The institutional approach suggests that in order to be successful, business should meet society's expectations. In Russia, it is mainly the government that formulates which social expectations should be met, and companies with a reputation of being socially responsible have some kind of legitimacy with the authorities. However, the study's authors believe that this approach fails to accurately reflect the specific relationship between businesses and government in Russia and argue that the nuances of CSO in Russia should be considered from an economic and sociological perspective.

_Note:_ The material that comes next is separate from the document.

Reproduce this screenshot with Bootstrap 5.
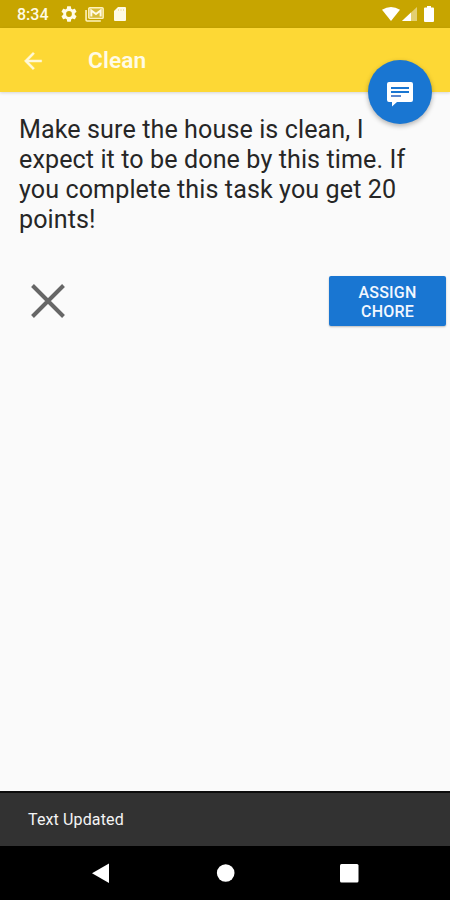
<!DOCTYPE html>
<html lang="en">
<head>
<meta charset="utf-8">
<meta name="viewport" content="width=device-width, initial-scale=1">
<title>Clean</title>
<link href="https://cdn.jsdelivr.net/npm/bootstrap@5.3.0/dist/css/bootstrap.min.css" rel="stylesheet">
<style>
body{font-family:Roboto,"Liberation Sans",sans-serif;background:#fafafa;color:#262626}
svg{display:block;flex:none}
.screen{height:900px;overflow:hidden}
.statusbar{height:28px;background:#c7a500;padding:0 15px 0 17px;color:#fffbe6;font-size:16px;line-height:28px;font-weight:500}
.clock{width:44px;padding-top:2px}
.appbar{height:64px;background:#fdd835;padding:1px 0 0 20px;box-shadow:0 1px 3px rgba(0,0,0,.15)}
.appbar h1{font-size:22.7px;font-weight:600;color:#fffbe6;margin-left:42px;letter-spacing:.1px}
.fab{position:absolute;right:18px;top:60px;width:64px;height:64px;background:#1976d2;box-shadow:0 2px 5px rgba(0,0,0,.3)}
.note{font-size:25.1px;line-height:30px;padding:23px 0 0 19px;white-space:nowrap;letter-spacing:.1px}
.actions{padding:41px 4px 0 30.5px}
.assign{width:117px;height:50px;background:#1976d2;color:#f2f7ff;font-size:16px;line-height:19px;font-weight:500;letter-spacing:.2px;padding-top:1px;border-radius:2px;box-shadow:0 1px 2px rgba(0,0,0,.25)}
.snack{height:55px;background:#323232;border-top:2px solid #0c0c0c;color:#f4f4f4;font-size:16px;letter-spacing:.13px;padding-left:28px}
.sysnav{height:54px;background:#000}
</style>
</head>
<body>
<div class="screen position-relative d-flex flex-column">
  <div class="statusbar d-flex align-items-center">
    <span class="clock">8:34</span>
    <svg width="16" height="16" viewBox="2 2 20 20" fill="#fffbe6"><path d="M19.14 12.94c.04-.3.06-.61.06-.94s-.02-.64-.07-.94l2.03-1.58c.18-.14.23-.41.12-.61l-1.92-3.32c-.12-.22-.37-.29-.59-.22l-2.39.96c-.5-.38-1.03-.7-1.62-.94L14.4 2.81c-.04-.24-.24-.41-.48-.41h-3.84c-.24 0-.43.17-.47.41l-.36 2.54c-.59.24-1.13.57-1.62.94l-2.39-.96c-.22-.08-.47 0-.59.22L2.74 8.87c-.12.21-.08.47.12.61l2.03 1.58c-.05.3-.09.63-.09.94s.02.64.07.94l-2.03 1.58c-.18.14-.23.41-.12.61l1.92 3.32c.12.22.37.29.59.22l2.39-.96c.5.38 1.03.7 1.62.94l.36 2.54c.05.24.24.41.48.41h3.84c.24 0 .44-.17.47-.41l.36-2.54c.59-.24 1.13-.56 1.62-.94l2.39.96c.22.08.47 0 .59-.22l1.92-3.32c.12-.22.07-.47-.12-.61l-2.01-1.58zM12 15.6a3.6 3.6 0 1 1 0-7.2 3.6 3.6 0 0 1 0 7.2z"/></svg>
    <svg class="ms-2" width="19" height="15" viewBox="0 0 18 15" preserveAspectRatio="none" fill="none" stroke="#fff3bd"><path d="M1 3v10q0 1 1 1h13" stroke-width="1.5"/><rect x="3.6" y=".8" width="13.6" height="10.6" rx="1" fill="#fff3bd" fill-opacity=".3" stroke-width="1.4"/><path d="M6 9.5V3.5l4.4 3.6 4.4-3.6V9.5" stroke="#fffbe6" stroke-width="1.9"/></svg>
    <svg width="12" height="14" viewBox="0 0 12 14" fill="#fffbe6" style="margin-left:10px"><path d="M4 0h7q1 0 1 1v12q0 1-1 1H1q-1 0-1-1V4z"/><path d="M4.5 2v2M7 2v2M9.5 2v2" stroke="#efdf9a" stroke-width=".8"/></svg>
    <svg class="ms-auto" width="18" height="14" viewBox="0 0 18 14" fill="#fff"><path d="M0 2.8Q9-2.8 18 2.8L9 14z"/></svg>
    <svg width="15" height="14" viewBox="0 0 15 14" style="margin-left:2px"><path d="M0 14 15 0v14z" fill="#e3cf72"/><path d="M0 14 9 5.6V14z" fill="#fff"/></svg>
    <svg width="10" height="16" viewBox="0 0 10 16" fill="#fff" style="margin:0 1px 0 7px"><path d="M3 0h4v1.5h2q1 0 1 1V15q0 1-1 1H1q-1 0-1-1V2.5q0-1 1-1h2z"/></svg>
  </div>
  <header class="appbar d-flex align-items-center">
    <svg width="26" height="26" viewBox="0 0 24 24" fill="#fff9d8" stroke="#fff9d8" stroke-width=".4"><path d="M20 11H7.83l5.59-5.59L12 4l-8 8 8 8 1.41-1.41L7.83 13H20z"/></svg>
    <h1 class="mb-0">Clean</h1>
  </header>
  <a class="fab rounded-circle d-flex align-items-center justify-content-center" href="#" aria-label="Message">
    <svg class="mt-1" width="26" height="25" viewBox="0 0 26 25"><path d="M2 0h22q2 0 2 2v16q0 2-2 2H10l-5 4.5V20H2q-2 0-2-2V2q0-2 2-2z" fill="#fff"/><path d="M4 6h18M4 10h18" stroke="#1976d2" stroke-width="2"/><path d="M4 14h10" stroke="#5c88cf" stroke-width="2"/></svg>
  </a>
  <main class="flex-grow-1">
    <p class="note mb-0">Make sure the house is clean, I<br>expect it to be done by this time. If<br>you complete this task you get 20<br>points!</p>
    <div class="actions d-flex justify-content-between align-items-center">
      <svg width="34" height="34" viewBox="0 0 34 34" stroke="#666" stroke-width="4"><path d="m1.5 1.5 31 31m0-31-31 31"/></svg>
      <button class="assign btn border-0 px-0 pb-0">ASSIGN<br>CHORE</button>
    </div>
  </main>
  <div class="snack d-flex align-items-center">Text Updated</div>
  <nav class="sysnav">
    <svg width="450" height="54" viewBox="0 0 450 54" fill="#fff"><path d="M92 27.2 109 17.5V37z"/><circle cx="225.7" cy="27" r="8.8"/><rect x="340" y="18" width="18.5" height="18.5" rx="1.5"/></svg>
  </nav>
</div>
<script src="https://cdn.jsdelivr.net/npm/bootstrap@5.3.0/dist/js/bootstrap.bundle.min.js"></script>
</body>
</html>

Examined from this perspective, the relationship between government and businesses is based on mutual economic interest and the bureaucrats' desire to convert their administrative resource into economic gain. Here, the researchers refer to Max Weber's concept of patrimonialism, a system of governance where the authority distributes privileges in exchange for loyalty. According to the researchers, a similar arrangement drives corporate philanthropy in Russia – i.e. the government offers privileges to businesses in exchange for loyalty. "Charitable donations serve as a kind of tax paid by businesses in addition to official taxes," note Kuzina and Chernysheva.
This enables bureaucrats to hit several targets at once: relieve social tension caused by the underfunding of social services, earn a reputation as good managers and also keep businesses under control, since the latter are well aware that their sustainability depends on connections with the authorities, the authors conclude.